The prolonged stalemate has drawn China into the dispute. After the fall of Sheikh Hasina’s government in August 2024, Bangladesh began to seek Chinese financing for the Teesta River Comprehensive Management and Restoration Project, a large-scale scheme involving dredging and flood control works estimated to cost more than US$1 billion.
At a bilateral meeting in Beijing on 25 June 2026, Bangladesh and China agreed to deepen cooperation on the project. India regards China’s involvement with strategic concern, as the project area lies close to the Siliguri Corridor (Note-06). Any resolution of the Teesta dispute still requires India’s agreement, since the river enters Bangladesh from Indian territory. Without a binding dispute resolution mechanism for the Ganges and without any treaty for the Teesta, both rivers remain subject to unilateral upstream decisions.

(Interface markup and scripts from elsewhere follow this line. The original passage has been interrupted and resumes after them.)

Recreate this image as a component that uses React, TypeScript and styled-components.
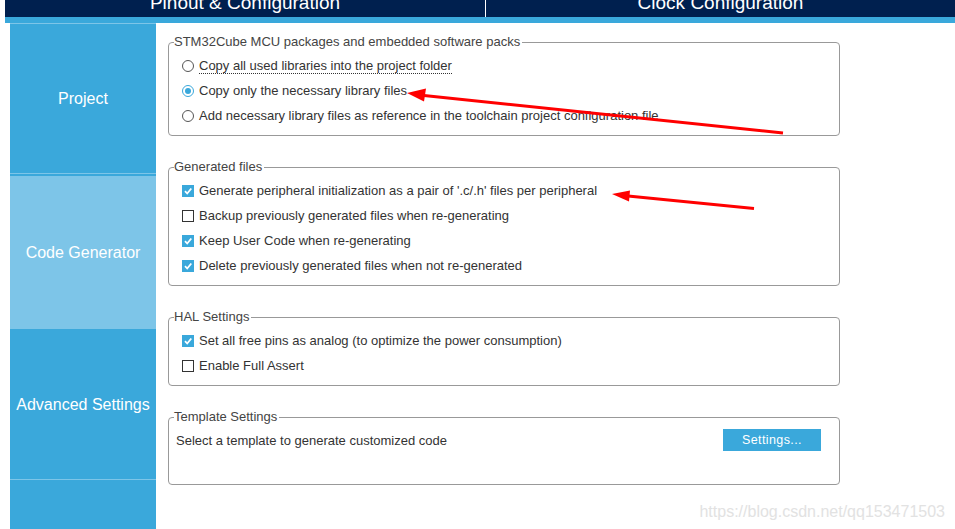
import React from "react";
import styled, { createGlobalStyle } from "styled-components";

const Global = createGlobalStyle`
  html, body { margin: 0; padding: 0; background: #fff; }
  body { font-family: "Liberation Sans", Arial, sans-serif; overflow: hidden; }
  #root { width: 955px; height: 529px; }
`;

const Page = styled.div`
  position: relative;
  width: 955px;
  height: 529px;
  overflow: hidden;
  background: #fff;
  padding-left: 5px;
  box-sizing: border-box;
`;

const TopBar = styled.div`
  display: flex;
  height: 17px;
  background: #00204f;
  overflow: hidden;
`;

const TopTab = styled.div<{ $divider?: boolean }>`
  flex: ${(p) => (p.$divider ? "0 0 480px" : "1")};
  border-right: ${(p) => (p.$divider ? "1px solid #ffffff" : "none")};
  display: flex;
  justify-content: center;
  color: #fff;
  font-size: 19px;
  line-height: 19px;
  span { margin-top: -7px; display: block; }
`;

const BlueStrip = styled.div`
  height: 6px;
  background: #3aa8db;
`;

const Body = styled.div`
  display: flex;
  padding-left: 5px;
  gap: 12px;
`;

const Sidebar = styled.div`
  width: 146px;
  flex: 0 0 146px;
  height: 506px;
  background: #3aa8db;
  display: flex;
  flex-direction: column;
`;

const Tab = styled.div<{ $active?: boolean; $line?: boolean; $h: number }>`
  height: ${(p) => p.$h}px;
  flex: 0 0 ${(p) => p.$h}px;
  box-sizing: border-box;
  border-top: ${(p) => (p.$line ? "1px solid #7dc5e8" : "none")};
  padding-top: ${(p) => (p.$active ? "2px" : "0")};
  display: flex;
  flex-direction: column;
  div {
    flex: 1;
    display: flex;
    align-items: center;
    justify-content: center;
    padding-top: 1px;
    background: ${(p) => (p.$active ? "#7dc5e8" : "transparent")};
    color: #fff;
    font-size: 16px;
    white-space: nowrap;
  }
`;

const Main = styled.div`
  width: 672px;
  padding-top: 12px;
  display: flex;
  flex-direction: column;
  gap: 24px;
`;

const Group = styled.fieldset<{ $pad?: string }>`
  margin: 0;
  border: 1px solid #999;
  border-radius: 4px;
  padding: ${(p) => p.$pad || "4px 10px 7px 13px"};
  min-width: 0;
`;

const Legend = styled.legend<{ $shift: number }>`
  padding: 0 2px 0 0;
  margin-left: ${(p) => p.$shift}px;
  font-size: 13px;
  line-height: 14px;
  color: #444;
`;

const Row = styled.div`
  height: 25px;
  display: flex;
  align-items: center;
  gap: 5px;
  font-size: 13px;
  color: #333;
  white-space: nowrap;
`;

const Label = styled.span<{ $focus?: boolean }>`
  border-bottom: ${(p) => (p.$focus ? "1px dotted #333" : "1px solid transparent")};
  line-height: 15px;
  margin-top: 1px;
`;

const RadioMark = styled.span<{ $on?: boolean }>`
  width: 10px;
  height: 10px;
  border-radius: 50%;
  border: 1px solid ${(p) => (p.$on ? "#3aa8db" : "#555")};
  display: flex;
  align-items: center;
  justify-content: center;
  flex: 0 0 auto;
  &::after {
    content: "";
    width: 6px;
    height: 6px;
    border-radius: 50%;
    background: ${(p) => (p.$on ? "#3aa8db" : "transparent")};
  }
`;

const CheckMark = styled.span<{ $on?: boolean }>`
  width: ${(p) => (p.$on ? "12px" : "10px")};
  height: ${(p) => (p.$on ? "12px" : "10px")};
  border: ${(p) => (p.$on ? "none" : "1px solid #333")};
  background: ${(p) => (p.$on ? "#3aa8db" : "#fff")};
  display: flex;
  align-items: center;
  justify-content: center;
  flex: 0 0 auto;
`;

const TemplateRow = styled.div`
  display: flex;
  justify-content: space-between;
  align-items: center;
  height: 22px;
  font-size: 13px;
  color: #333;
`;

const Button = styled.button`
  width: 98px;
  height: 22px;
  border: none;
  background: #3aa8db;
  color: #fff;
  font-family: "Liberation Sans", Arial, sans-serif;
  font-size: 12.5px;
  letter-spacing: 0.4px;
  padding: 0;
`;

const Overlay = styled.svg`
  position: absolute;
  left: 0;
  top: 0;
  pointer-events: none;
`;

const Watermark = styled.div`
  position: absolute;
  right: 10px;
  bottom: 8px;
  font-size: 16px;
  color: #e2e2e2;
`;

const Radio = ({ on, label, focus }: { on?: boolean; label: string; focus?: boolean }) => (
  <Row>
    <RadioMark $on={on} />
    <Label $focus={focus}>{label}</Label>
  </Row>
);

const Check = ({ on, label }: { on?: boolean; label: string }) => (
  <Row>
    <CheckMark $on={on}>
      {on && (
        <svg width="10" height="10" viewBox="0 0 10 10">
          <path d="M2 5.2 L4.2 7.5 L8.3 2.5" stroke="#fff" strokeWidth="1.8" fill="none" />
        </svg>
      )}
    </CheckMark>
    <Label>{label}</Label>
  </Row>
);

export default function App() {
  return (
    <Page>
      <Global />
      <TopBar>
        <TopTab $divider>
          <span>Pinout &amp; Configuration</span>
        </TopTab>
        <TopTab>
          <span>Clock Configuration</span>
        </TopTab>
      </TopBar>
      <BlueStrip />
      <Body>
        <Sidebar>
          <Tab $h={150} $line>
            <div>Project</div>
          </Tab>
          <Tab $h={156} $line $active>
            <div>Code Generator</div>
          </Tab>
          <Tab $h={150}>
            <div>Advanced Settings</div>
          </Tab>
          <Tab $h={50} $line>
            <div />
          </Tab>
        </Sidebar>
        <Main>
          <Group>
            <Legend $shift={-8}>STM32Cube MCU packages and embedded software packs</Legend>
            <Radio label="Copy all used libraries into the project folder" focus />
            <Radio on label="Copy only the necessary library files" />
            <Radio label="Add necessary library files as reference in the toolchain project configuration file" />
          </Group>
          <Group>
            <Legend $shift={-8}>Generated files</Legend>
            <Check on label="Generate peripheral initialization as a pair of '.c/.h' files per peripheral" />
            <Check label="Backup previously generated files when re-generating" />
            <Check on label="Keep User Code when re-generating" />
            <Check on label="Delete previously generated files when not re-generated" />
          </Group>
          <Group>
            <Legend $shift={-8}>HAL Settings</Legend>
            <Check on label="Set all free pins as analog (to optimize the power consumption)" />
            <Check label="Enable Full Assert" />
          </Group>
          <Group $pad="5px 18px 33px 7px">
            <Legend $shift={-2}>Template Settings</Legend>
            <TemplateRow>
              <span>Select a template to generate customized code</span>
              <Button>Settings...</Button>
            </TemplateRow>
          </Group>
        </Main>
      </Body>
      <Overlay width="955" height="529" viewBox="0 0 955 529">
        <line x1="783" y1="133" x2="424" y2="95.5" stroke="#f00" strokeWidth="3" />
        <polygon points="407,93 426,88.5 424,101.5" fill="#f00" />
        <line x1="754" y1="208.5" x2="628" y2="196" stroke="#f00" strokeWidth="3" />
        <polygon points="612,194 630,190.5 629,201.5" fill="#f00" />
      </Overlay>
      <Watermark>https://blog.csdn.net/qq153471503</Watermark>
    </Page>
  );
}
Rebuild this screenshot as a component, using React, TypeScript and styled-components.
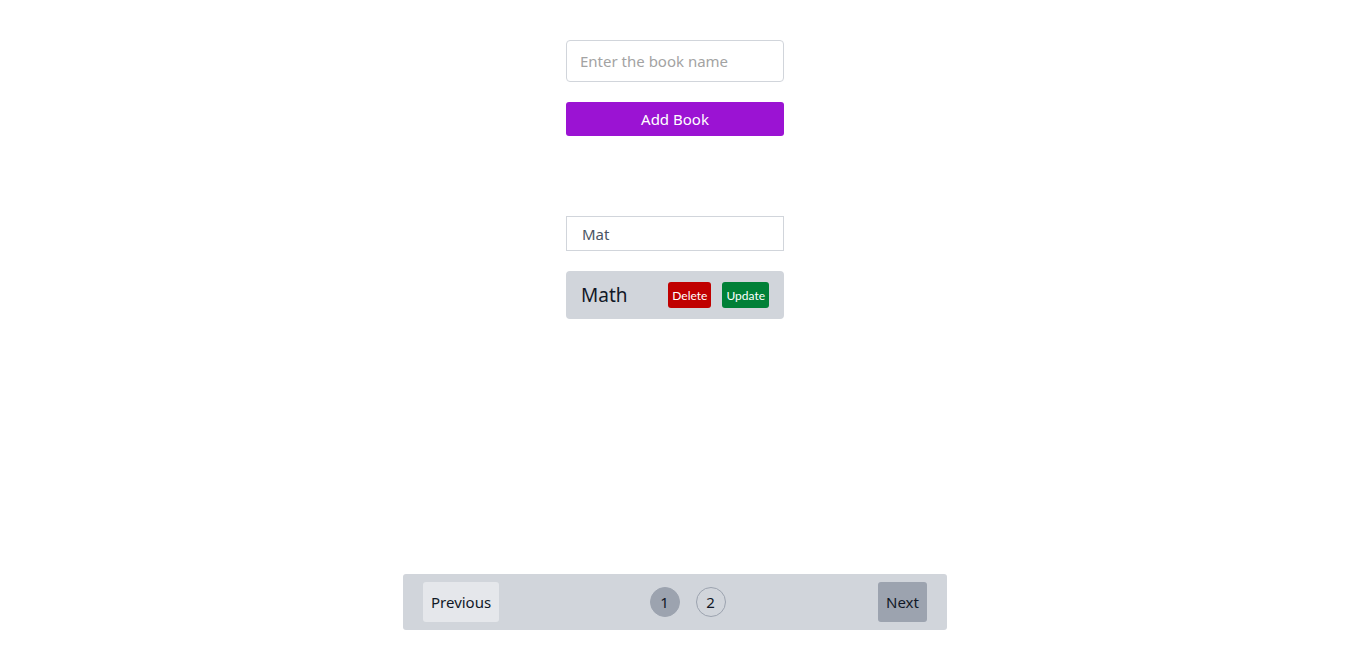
import React, { useState } from "react";
import styled, { createGlobalStyle } from "styled-components";

const Global = createGlobalStyle`
  * { box-sizing: border-box; }
  html, body { margin: 0; padding: 0; background: #ffffff; }
  body { font-family: "Noto Sans", "Open Sans", sans-serif; color: #111827; }
`;

const Page = styled.div`
  min-height: 100vh;
  display: flex;
  flex-direction: column;
  align-items: center;
  padding: 40px 4px 20px 0;
`;

const Column = styled.div`
  width: 218px;
  display: flex;
  flex-direction: column;
`;

const NameInput = styled.input`
  height: 42px;
  width: 100%;
  border: 1px solid #d1d5db;
  border-radius: 4px;
  padding: 0 13px;
  font-family: inherit;
  font-size: 15px;
  color: #374151;
  outline: none;
  &::placeholder { color: #a3a3a3; }
`;

const AddButton = styled.button`
  margin-top: 20px;
  height: 34px;
  width: 100%;
  border: none;
  border-radius: 3px;
  background: #9b13d3;
  color: #ffffff;
  font-family: inherit;
  font-size: 15px;
  cursor: pointer;
`;

const SearchInput = styled.input`
  margin-top: 80px;
  height: 35px;
  width: 100%;
  border: 1px solid #d1d5db;
  border-radius: 0;
  padding: 0 15px;
  font-family: inherit;
  font-size: 15px;
  color: #4b5563;
  outline: none;
`;

const BookCard = styled.div`
  margin-top: 20px;
  height: 48px;
  background: #d1d5db;
  border-radius: 4px;
  display: flex;
  align-items: center;
  padding: 0 15px 0 15px;
`;

const BookTitle = styled.span`
  flex: 1;
  font-size: 19px;
  color: #111827;
`;

const SmallButton = styled.button<{ $bg: string }>`
  height: 26px;
  padding: 0 4px;
  border: none;
  border-radius: 3px;
  background: ${(p) => p.$bg};
  color: #ffffff;
  font-family: "Lato", sans-serif;
  font-size: 12px;
  cursor: pointer;
  & + & { margin-left: 11px; }
`;

const Spacer = styled.div`
  flex: 1;
`;

const Pager = styled.nav`
  width: 544px;
  height: 56px;
  background: #d1d5db;
  border-radius: 3px;
  display: flex;
  align-items: center;
  justify-content: space-between;
  padding: 0 20px;
`;

const PagerButton = styled.button<{ $bg: string }>`
  height: 40px;
  padding: 0 8px;
  border: none;
  border-radius: 3px;
  background: ${(p) => p.$bg};
  color: #111827;
  font-family: inherit;
  font-size: 15px;
  cursor: pointer;
`;

const Pages = styled.div`
  display: flex;
  gap: 16px;
  margin-right: 2px;
`;

const PageDot = styled.button<{ $active?: boolean }>`
  width: 30px;
  height: 30px;
  border-radius: 50%;
  border: 1px solid #9ca3af;
  background: ${(p) => (p.$active ? "#9ca3af" : "transparent")};
  color: #111827;
  font-family: inherit;
  font-size: 15px;
  padding: 0;
  display: flex;
  align-items: center;
  justify-content: center;
  cursor: pointer;
`;

export default function App() {
  const [name, setName] = useState("");
  const [search, setSearch] = useState("Mat");
  return (
    <>
      <Global />
      <Page>
        <Column>
          <NameInput
            placeholder="Enter the book name"
            value={name}
            onChange={(e) => setName(e.target.value)}
          />
          <AddButton>Add Book</AddButton>
          <SearchInput value={search} onChange={(e) => setSearch(e.target.value)} />
          <BookCard>
            <BookTitle>Math</BookTitle>
            <SmallButton $bg="#c00000">Delete</SmallButton>
            <SmallButton $bg="#008037">Update</SmallButton>
          </BookCard>
        </Column>
        <Spacer />
        <Pager>
          <PagerButton $bg="#e5e7eb">Previous</PagerButton>
          <Pages>
            <PageDot $active>1</PageDot>
            <PageDot>2</PageDot>
          </Pages>
          <PagerButton $bg="#9ca3af">Next</PagerButton>
        </Pager>
      </Page>
    </>
  );
}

Trade, energy and accumulated bilateral tensions
Trade disputes also intensified after the 2024 political change. In April 2025, India withdrew a transshipment facility that had allowed Bangladeshi garment exporters to send goods to third-country markets through Indian ports and airports. India justified the decision by citing congestion, delays and higher costs for Indian exporters. Later that month, Bangladesh restricted Indian yarn imports through land ports to protect domestic spinning mills. However, the restriction raised domestic yarn prices by 8% to 12%, increasing costs for its own garment producers.
India followed in May 2025 by barring Bangladeshi garments and several other products at land ports. Garment imports remained permitted through Kolkata and Nhava Sheva seaports, meaning that the measure changed permitted routes rather than imposing a complete import ban. Indian textile producers expected the restriction to increase demand for domestic products, but Indian buyers faced longer delivery routes, higher costs and possible supply disruptions. India’s port restrictions affected a sector central to Bangladesh’s export economy, as ready-made garments account for more than 80% of the country’s export earnings.

The Tamabil land port at the Bangladesh–India border in Sylhet, Bangladesh (Photo: Masum-al-Hasan Rocky / Wikimedia Commons / CC BY-SA 4.0)
Energy is a separate but related area of dispute. Bangladesh imports about 1,160 megawatts of electricity from India through cross border arrangements. It also receives electricity from India’s Adani Group under a 25-year power purchase agreement signed in 2017.
A review committee formed by Bangladesh’s interim government found in January 2026 that Bangladesh had been paying approximately 50% more per unit for Adani power than for electricity imported from other Indian suppliers, contributing to losses of up to US$4.13 billion for the state-owned Bangladesh Power Development Board in fiscal year 2024–25. The committee recommended legal action and Bangladesh sought to revisit the agreement. Adani Power maintained that its electricity was competitively priced and urged Bangladesh to clear outstanding dues, which it put at several hundred million US dollars.
A difficult reset, not a breakdown
Bangladesh–India relations are strained but not broken. The post-2024 political change in Bangladesh exposed existing disputes over border management, river sharing, trade and energy that were managed during the Awami League period but not fully resolved. Both governments have since signaled interest in renewed engagement. The next stage will depend on whether these disputes move into formal bilateral mechanisms, rather than remaining tied to the political alignment of governments in Bangladesh and India.
Note-01: A push-in refers to the forced transfer of individuals into a neighboring country without prior notice, nationality verification or bilateral protocol.
Note-02: Bengal refers to the historical and geographical region surrounding the Ganges–Brahmaputra delta, now divided mainly between Bangladesh and the Indian state of West Bengal. Its inhabitants were not a single uniform community, but many were connected through the Bengali language and related regional dialects, river-based transport, agriculture, trade, migration, cultural practices and family networks. These connections developed across areas that later became separated by the 1947 international border.
Note-03: Foreigners Act, 1946: Indian law giving the central government power to regulate the entry, stay and departure of foreigners, including the removal of undocumented foreign nationals.
Note-04: Joint Rivers Commission (JRC): Bangladesh and India established the Indo-Bangladesh Joint Rivers Commission in 1972 to discuss cooperation over common rivers. It followed the 19 March 1972 joint declaration by Sheikh Mujibur Rahman and Indira Gandhi, began functioning in June 1972, and its statute was signed in Dhaka on 24 November 1972. The commission includes representatives from both governments and works on joint study, data exchange, flood control, irrigation and water-sharing issues.
Note-05: A cusec is a measure of water flow. One cusec means that one cubic foot of water passes a fixed point in the river every second. The figures therefore show how quickly water is flowing, not the total amount stored in the river. For comparison, 35,000 cusecs mean about 35,000 cubic feet of water passing each second.
Note-06: Siliguri Corridor: The Siliguri Corridor is a narrow stretch of land in West Bengal that connects mainland India with its northeastern states. It is 200 kilometers long and 20-60 kilometers wide. It lies between Nepal, Bhutan and Bangladesh, and is close to China’s Tibet region. Because major road, rail and military supply routes to India’s northeast pass through this corridor, Indian officials and analysts treat it as a strategic vulnerability. Its location is why Chinese involvement in infrastructure or river-management projects in northern Bangladesh, including near the Teesta basin, draws security concern in India.